Entries

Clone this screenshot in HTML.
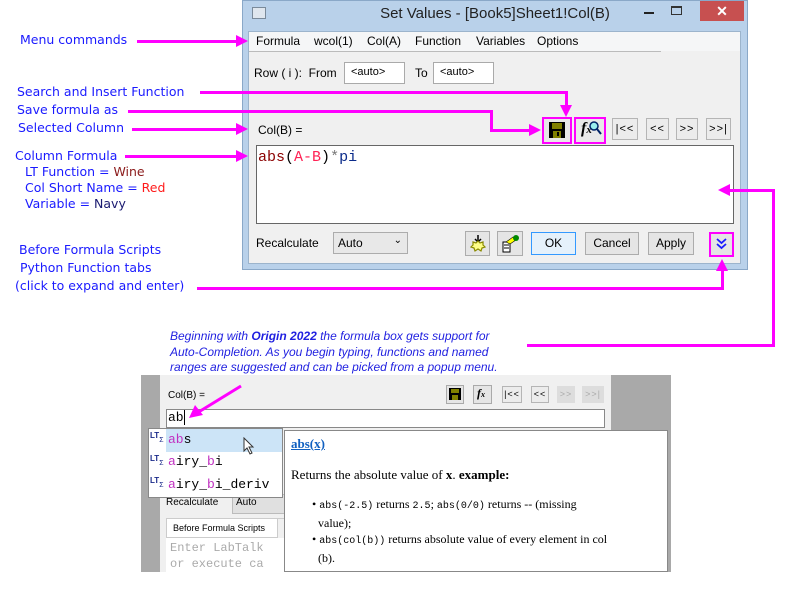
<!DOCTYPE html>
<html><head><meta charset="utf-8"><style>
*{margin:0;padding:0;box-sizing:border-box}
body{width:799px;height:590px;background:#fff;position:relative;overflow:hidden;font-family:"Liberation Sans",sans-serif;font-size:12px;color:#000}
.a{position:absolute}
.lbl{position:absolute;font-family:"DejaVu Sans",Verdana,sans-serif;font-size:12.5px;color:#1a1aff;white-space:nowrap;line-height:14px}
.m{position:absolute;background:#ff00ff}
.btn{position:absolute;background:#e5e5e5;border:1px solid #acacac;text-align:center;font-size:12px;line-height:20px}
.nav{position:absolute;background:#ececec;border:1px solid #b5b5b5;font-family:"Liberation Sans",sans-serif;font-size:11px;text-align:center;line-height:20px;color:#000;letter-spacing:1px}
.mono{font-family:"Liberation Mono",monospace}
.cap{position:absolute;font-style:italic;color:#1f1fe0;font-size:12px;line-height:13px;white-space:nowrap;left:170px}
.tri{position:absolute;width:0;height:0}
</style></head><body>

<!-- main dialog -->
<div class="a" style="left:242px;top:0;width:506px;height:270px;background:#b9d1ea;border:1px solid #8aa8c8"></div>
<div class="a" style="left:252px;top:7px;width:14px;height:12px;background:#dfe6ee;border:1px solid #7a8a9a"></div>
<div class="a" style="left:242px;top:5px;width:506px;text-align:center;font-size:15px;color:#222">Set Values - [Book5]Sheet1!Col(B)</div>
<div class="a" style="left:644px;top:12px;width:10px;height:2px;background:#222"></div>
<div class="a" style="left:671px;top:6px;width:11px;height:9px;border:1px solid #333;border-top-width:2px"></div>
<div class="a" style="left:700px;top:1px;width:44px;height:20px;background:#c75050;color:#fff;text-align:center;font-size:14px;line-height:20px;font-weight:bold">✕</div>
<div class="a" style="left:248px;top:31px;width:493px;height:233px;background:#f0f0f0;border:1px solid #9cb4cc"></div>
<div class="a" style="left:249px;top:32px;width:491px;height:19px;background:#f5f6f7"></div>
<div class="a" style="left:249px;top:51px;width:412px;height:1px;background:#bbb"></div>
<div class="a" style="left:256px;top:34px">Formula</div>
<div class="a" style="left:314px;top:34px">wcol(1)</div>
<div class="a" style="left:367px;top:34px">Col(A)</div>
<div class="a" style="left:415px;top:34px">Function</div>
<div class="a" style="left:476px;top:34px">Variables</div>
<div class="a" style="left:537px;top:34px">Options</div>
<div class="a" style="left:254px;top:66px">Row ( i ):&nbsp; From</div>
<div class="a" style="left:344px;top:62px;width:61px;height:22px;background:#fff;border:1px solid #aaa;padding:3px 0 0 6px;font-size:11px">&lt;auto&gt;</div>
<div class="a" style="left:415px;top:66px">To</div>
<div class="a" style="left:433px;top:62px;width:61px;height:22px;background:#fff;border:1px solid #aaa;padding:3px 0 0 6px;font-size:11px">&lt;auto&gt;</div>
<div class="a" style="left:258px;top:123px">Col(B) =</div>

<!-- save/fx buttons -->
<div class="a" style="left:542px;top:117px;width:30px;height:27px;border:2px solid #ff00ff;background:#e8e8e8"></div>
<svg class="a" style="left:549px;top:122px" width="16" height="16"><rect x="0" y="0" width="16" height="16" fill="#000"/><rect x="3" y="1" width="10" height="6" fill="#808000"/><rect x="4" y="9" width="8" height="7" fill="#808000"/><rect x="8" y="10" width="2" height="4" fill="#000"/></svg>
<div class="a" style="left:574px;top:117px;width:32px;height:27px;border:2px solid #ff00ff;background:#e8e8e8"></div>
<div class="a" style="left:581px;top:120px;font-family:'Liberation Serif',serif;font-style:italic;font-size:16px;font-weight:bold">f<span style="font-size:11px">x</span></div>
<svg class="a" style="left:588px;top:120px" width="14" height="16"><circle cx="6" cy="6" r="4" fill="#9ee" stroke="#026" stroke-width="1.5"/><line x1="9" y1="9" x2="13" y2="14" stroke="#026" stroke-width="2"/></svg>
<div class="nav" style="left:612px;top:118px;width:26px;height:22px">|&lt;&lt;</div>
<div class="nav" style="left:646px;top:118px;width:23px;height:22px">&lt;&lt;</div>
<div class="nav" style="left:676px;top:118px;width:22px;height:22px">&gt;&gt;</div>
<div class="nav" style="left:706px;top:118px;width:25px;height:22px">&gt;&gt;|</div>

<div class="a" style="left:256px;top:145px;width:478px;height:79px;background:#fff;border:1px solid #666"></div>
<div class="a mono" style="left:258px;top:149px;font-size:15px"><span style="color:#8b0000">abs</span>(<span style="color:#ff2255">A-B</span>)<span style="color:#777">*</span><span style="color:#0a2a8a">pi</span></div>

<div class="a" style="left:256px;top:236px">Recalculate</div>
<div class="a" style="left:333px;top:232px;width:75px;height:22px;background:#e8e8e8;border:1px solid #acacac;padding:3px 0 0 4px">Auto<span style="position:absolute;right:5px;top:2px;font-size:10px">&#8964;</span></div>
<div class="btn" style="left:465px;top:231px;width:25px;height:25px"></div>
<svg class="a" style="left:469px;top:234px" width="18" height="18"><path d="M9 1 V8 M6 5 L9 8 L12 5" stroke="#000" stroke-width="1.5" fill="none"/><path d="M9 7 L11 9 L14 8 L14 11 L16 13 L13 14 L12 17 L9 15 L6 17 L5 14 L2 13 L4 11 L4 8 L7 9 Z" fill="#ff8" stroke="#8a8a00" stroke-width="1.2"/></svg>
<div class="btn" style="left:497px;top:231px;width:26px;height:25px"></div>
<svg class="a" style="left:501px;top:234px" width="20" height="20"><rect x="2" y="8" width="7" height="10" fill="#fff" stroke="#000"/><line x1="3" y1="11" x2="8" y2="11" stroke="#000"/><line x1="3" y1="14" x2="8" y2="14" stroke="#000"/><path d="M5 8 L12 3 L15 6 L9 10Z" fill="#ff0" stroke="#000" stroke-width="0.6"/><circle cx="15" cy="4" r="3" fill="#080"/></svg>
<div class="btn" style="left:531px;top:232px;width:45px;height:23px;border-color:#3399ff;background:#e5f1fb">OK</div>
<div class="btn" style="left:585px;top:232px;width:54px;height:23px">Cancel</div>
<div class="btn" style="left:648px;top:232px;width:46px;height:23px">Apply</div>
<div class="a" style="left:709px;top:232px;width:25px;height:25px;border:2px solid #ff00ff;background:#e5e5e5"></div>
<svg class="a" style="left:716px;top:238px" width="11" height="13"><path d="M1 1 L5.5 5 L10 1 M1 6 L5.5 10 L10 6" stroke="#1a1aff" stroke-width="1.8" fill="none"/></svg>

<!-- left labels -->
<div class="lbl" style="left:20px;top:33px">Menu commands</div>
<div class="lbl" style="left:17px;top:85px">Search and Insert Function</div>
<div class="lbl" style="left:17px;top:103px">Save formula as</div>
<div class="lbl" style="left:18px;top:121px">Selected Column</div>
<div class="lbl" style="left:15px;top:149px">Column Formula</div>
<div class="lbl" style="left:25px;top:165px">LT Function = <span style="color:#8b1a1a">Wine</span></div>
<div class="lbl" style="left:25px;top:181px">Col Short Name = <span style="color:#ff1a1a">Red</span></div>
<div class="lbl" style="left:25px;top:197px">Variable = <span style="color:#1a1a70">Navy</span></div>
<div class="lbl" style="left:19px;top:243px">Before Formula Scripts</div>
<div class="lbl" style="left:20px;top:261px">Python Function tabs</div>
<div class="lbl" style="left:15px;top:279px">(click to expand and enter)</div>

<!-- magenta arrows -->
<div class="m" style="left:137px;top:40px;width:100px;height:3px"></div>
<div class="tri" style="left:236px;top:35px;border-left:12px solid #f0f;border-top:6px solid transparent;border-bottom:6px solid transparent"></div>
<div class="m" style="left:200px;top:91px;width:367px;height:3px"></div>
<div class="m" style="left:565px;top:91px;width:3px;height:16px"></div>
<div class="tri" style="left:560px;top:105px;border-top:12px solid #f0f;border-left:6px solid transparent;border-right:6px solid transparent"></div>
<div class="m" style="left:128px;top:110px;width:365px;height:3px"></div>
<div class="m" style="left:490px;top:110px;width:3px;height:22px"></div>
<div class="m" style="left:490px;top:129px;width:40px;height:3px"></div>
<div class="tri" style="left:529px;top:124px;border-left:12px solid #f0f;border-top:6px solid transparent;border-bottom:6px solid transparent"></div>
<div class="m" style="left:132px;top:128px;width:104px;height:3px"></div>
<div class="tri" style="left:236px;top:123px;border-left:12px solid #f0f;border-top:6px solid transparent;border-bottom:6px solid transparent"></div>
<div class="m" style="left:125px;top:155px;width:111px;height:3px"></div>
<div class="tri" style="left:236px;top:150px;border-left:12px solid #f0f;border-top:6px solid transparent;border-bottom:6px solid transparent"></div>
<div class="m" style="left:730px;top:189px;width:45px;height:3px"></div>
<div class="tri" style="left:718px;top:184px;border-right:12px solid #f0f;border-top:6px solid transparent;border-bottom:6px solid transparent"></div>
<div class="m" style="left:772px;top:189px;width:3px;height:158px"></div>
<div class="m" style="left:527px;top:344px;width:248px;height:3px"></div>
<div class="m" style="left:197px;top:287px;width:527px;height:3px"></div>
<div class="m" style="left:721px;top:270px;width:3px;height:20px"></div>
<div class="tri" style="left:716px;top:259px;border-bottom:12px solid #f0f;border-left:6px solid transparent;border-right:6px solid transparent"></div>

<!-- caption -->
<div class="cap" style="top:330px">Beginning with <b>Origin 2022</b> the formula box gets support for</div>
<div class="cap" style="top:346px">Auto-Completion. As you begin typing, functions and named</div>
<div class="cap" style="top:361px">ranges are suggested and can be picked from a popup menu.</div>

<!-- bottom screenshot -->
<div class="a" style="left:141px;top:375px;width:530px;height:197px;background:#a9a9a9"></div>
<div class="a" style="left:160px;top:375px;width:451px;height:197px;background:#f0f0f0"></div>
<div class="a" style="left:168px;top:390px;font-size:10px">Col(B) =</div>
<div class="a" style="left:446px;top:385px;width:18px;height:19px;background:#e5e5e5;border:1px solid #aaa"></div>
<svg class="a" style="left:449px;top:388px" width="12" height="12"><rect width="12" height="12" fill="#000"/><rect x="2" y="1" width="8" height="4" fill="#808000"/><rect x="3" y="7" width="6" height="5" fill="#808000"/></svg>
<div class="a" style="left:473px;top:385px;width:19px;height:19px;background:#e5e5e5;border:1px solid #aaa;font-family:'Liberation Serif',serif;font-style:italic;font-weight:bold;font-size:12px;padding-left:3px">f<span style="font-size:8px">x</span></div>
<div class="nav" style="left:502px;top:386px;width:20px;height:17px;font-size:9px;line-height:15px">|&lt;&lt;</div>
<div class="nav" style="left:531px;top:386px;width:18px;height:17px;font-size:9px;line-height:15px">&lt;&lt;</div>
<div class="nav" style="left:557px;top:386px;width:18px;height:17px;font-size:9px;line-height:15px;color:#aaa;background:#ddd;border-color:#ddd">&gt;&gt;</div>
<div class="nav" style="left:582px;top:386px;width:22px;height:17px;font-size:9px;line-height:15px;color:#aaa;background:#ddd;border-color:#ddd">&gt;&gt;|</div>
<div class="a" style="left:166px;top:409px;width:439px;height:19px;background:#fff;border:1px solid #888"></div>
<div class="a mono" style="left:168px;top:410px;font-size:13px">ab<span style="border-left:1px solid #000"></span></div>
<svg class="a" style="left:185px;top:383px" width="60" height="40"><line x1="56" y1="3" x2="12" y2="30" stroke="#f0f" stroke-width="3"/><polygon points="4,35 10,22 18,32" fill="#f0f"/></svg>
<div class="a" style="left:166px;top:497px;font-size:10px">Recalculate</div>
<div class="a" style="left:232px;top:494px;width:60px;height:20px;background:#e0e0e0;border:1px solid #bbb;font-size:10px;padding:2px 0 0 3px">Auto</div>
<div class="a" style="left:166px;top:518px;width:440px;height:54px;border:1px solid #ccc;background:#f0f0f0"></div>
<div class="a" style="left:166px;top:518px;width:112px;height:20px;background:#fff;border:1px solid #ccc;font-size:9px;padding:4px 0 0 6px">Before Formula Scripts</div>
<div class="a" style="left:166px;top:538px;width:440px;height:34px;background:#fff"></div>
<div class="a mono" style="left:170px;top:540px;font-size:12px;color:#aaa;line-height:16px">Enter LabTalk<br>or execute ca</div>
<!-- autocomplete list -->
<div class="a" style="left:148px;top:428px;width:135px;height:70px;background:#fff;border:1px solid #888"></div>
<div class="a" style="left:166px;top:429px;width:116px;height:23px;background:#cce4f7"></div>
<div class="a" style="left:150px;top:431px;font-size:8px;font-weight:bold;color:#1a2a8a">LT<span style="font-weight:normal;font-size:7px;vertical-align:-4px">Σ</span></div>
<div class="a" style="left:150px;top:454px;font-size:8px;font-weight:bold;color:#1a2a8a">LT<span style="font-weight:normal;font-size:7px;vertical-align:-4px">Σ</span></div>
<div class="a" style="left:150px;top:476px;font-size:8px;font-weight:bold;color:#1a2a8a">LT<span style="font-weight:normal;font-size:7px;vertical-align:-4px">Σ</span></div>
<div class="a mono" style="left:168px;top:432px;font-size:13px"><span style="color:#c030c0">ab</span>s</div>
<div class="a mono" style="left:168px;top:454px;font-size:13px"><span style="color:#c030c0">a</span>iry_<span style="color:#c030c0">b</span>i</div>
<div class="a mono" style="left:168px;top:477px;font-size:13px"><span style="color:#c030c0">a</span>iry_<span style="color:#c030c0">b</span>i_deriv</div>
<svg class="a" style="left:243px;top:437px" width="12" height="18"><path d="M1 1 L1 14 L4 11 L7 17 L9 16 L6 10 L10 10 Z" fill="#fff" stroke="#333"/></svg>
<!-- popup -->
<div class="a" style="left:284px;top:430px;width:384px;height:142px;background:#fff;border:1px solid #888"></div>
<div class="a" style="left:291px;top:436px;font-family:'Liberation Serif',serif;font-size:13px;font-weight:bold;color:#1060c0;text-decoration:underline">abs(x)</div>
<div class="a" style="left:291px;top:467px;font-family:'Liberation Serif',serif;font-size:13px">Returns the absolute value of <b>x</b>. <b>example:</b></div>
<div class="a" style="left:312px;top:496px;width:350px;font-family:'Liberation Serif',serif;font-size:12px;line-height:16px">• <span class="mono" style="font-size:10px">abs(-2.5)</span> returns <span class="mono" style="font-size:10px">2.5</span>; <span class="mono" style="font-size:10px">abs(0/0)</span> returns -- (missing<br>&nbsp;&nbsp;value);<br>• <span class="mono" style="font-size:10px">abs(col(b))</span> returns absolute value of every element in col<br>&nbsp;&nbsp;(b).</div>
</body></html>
* * *
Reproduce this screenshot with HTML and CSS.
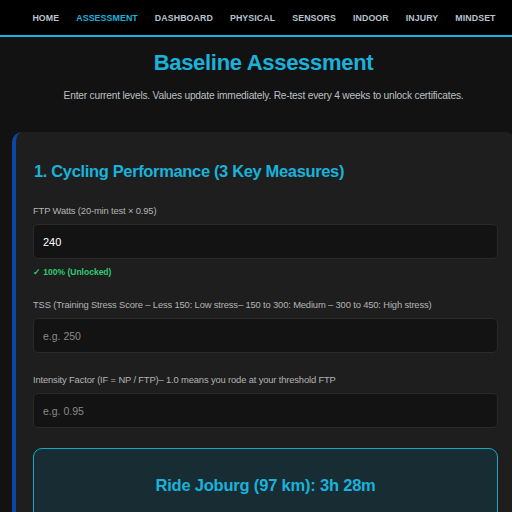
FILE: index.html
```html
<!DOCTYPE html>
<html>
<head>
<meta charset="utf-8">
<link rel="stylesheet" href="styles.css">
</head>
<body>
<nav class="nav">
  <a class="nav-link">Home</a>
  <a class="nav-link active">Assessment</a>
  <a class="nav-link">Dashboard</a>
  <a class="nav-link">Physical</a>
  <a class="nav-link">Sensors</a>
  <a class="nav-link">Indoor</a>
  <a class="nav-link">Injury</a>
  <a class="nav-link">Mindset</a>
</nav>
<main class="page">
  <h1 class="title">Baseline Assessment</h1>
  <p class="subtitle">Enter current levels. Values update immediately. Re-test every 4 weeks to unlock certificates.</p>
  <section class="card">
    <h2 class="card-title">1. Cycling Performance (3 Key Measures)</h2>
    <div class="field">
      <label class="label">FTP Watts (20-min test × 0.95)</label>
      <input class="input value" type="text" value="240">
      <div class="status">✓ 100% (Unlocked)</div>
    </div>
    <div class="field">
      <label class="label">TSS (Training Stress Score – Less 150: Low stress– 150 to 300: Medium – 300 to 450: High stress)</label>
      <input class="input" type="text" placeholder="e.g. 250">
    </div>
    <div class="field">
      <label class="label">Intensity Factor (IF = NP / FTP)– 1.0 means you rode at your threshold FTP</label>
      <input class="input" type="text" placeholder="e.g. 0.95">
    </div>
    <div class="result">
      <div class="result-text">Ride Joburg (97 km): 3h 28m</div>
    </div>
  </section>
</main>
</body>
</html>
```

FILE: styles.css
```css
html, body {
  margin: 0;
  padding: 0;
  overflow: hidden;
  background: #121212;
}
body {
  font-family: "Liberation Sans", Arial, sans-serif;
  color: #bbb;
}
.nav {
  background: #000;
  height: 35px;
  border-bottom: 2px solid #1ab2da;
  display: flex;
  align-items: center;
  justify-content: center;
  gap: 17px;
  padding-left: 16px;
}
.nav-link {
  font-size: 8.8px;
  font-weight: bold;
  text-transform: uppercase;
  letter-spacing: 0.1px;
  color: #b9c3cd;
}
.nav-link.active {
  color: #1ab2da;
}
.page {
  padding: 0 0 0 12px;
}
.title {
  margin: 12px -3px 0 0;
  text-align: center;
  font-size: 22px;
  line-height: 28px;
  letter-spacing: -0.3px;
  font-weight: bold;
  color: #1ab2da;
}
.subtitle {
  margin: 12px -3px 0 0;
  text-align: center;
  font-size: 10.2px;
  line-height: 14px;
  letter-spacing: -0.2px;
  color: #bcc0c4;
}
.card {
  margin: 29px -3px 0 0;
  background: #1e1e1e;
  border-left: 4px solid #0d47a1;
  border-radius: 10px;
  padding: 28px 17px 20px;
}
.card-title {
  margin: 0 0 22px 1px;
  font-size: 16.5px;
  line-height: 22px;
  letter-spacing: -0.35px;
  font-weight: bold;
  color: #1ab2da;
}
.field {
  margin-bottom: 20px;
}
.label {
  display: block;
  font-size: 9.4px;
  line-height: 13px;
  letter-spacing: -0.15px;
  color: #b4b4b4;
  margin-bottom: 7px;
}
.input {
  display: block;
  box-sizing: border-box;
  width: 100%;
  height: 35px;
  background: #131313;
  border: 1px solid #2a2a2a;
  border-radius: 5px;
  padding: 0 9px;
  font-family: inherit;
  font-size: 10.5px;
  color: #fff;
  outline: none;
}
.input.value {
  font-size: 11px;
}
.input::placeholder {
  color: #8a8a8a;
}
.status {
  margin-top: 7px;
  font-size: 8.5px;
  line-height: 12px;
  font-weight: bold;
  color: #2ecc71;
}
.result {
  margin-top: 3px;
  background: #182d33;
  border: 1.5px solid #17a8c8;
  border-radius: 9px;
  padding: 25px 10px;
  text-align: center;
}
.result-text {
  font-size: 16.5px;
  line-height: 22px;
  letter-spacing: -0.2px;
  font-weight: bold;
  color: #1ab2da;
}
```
==
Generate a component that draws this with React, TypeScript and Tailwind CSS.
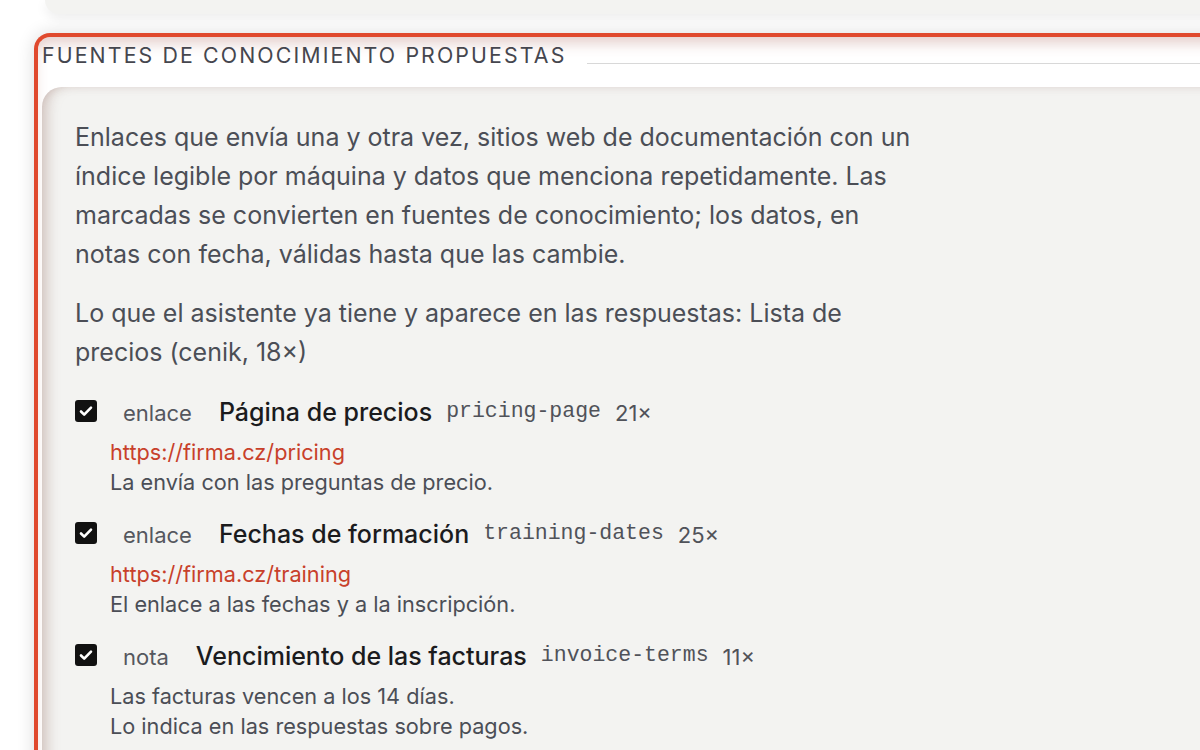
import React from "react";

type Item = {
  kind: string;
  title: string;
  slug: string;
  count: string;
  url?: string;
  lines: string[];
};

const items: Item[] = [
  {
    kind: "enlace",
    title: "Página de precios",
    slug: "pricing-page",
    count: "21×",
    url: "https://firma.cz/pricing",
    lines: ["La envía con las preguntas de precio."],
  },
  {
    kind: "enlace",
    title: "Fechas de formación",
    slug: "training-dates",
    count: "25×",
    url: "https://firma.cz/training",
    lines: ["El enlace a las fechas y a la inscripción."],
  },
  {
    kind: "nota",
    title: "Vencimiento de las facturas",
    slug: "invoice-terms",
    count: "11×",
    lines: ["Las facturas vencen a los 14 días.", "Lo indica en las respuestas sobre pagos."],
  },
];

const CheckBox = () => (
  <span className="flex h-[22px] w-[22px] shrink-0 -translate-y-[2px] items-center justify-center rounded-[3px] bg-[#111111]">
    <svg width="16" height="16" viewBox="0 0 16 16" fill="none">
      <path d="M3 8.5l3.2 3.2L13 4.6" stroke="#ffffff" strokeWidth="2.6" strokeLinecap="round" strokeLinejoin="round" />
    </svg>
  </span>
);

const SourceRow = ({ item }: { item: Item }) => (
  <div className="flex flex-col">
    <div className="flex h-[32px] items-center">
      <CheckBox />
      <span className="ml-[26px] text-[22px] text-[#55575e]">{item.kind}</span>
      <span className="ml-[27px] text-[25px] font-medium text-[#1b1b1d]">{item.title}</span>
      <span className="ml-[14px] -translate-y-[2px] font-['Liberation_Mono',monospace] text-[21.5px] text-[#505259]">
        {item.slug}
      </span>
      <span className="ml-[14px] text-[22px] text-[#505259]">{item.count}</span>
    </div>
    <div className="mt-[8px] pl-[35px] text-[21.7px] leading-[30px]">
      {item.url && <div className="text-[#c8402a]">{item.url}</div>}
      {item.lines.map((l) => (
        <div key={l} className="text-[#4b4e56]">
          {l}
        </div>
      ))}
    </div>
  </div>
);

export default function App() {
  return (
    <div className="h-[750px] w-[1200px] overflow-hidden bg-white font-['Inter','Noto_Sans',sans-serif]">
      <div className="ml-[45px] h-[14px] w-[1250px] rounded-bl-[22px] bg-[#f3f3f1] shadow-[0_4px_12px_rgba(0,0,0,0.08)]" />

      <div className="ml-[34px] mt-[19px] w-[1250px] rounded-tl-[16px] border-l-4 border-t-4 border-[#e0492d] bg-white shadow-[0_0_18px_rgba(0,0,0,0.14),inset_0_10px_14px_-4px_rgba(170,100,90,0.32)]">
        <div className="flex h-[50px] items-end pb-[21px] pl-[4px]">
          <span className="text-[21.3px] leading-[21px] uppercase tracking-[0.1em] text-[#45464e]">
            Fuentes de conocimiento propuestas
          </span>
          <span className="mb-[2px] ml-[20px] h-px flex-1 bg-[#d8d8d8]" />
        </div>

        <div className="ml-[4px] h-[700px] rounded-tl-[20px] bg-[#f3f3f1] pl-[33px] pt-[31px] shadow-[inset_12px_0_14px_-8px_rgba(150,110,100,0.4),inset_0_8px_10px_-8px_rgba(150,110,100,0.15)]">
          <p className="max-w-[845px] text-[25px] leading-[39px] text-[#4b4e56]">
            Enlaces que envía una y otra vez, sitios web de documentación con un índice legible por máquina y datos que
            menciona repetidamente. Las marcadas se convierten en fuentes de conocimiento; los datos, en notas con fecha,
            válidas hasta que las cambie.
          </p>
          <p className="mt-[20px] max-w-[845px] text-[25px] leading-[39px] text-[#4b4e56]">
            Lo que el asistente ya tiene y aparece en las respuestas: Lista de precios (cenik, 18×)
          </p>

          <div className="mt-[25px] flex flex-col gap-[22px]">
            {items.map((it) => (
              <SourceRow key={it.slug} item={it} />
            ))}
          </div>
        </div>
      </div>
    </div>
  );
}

Set task
Without any pictures, set down the lines from the one holding "Clone this screenshot in HTML." through the one holding "</style></head><body>".

Full output
Clone this screenshot in HTML.
<!DOCTYPE html>
<html><head><meta charset="utf-8"><style>
*{margin:0;padding:0;box-sizing:border-box}
body{width:799px;height:590px;background:#fff;position:relative;overflow:hidden;font-family:"Liberation Sans",sans-serif;font-size:12px;color:#000}
.a{position:absolute}
.lbl{position:absolute;font-family:"DejaVu Sans",Verdana,sans-serif;font-size:12.5px;color:#1a1aff;white-space:nowrap;line-height:14px}
.m{position:absolute;background:#ff00ff}
.btn{position:absolute;background:#e5e5e5;border:1px solid #acacac;text-align:center;font-size:12px;line-height:20px}
.nav{position:absolute;background:#ececec;border:1px solid #b5b5b5;font-family:"Liberation Sans",sans-serif;font-size:11px;text-align:center;line-height:20px;color:#000;letter-spacing:1px}
.mono{font-family:"Liberation Mono",monospace}
.cap{position:absolute;font-style:italic;color:#1f1fe0;font-size:12px;line-height:13px;white-space:nowrap;left:170px}
.tri{position:absolute;width:0;height:0}
</style></head><body>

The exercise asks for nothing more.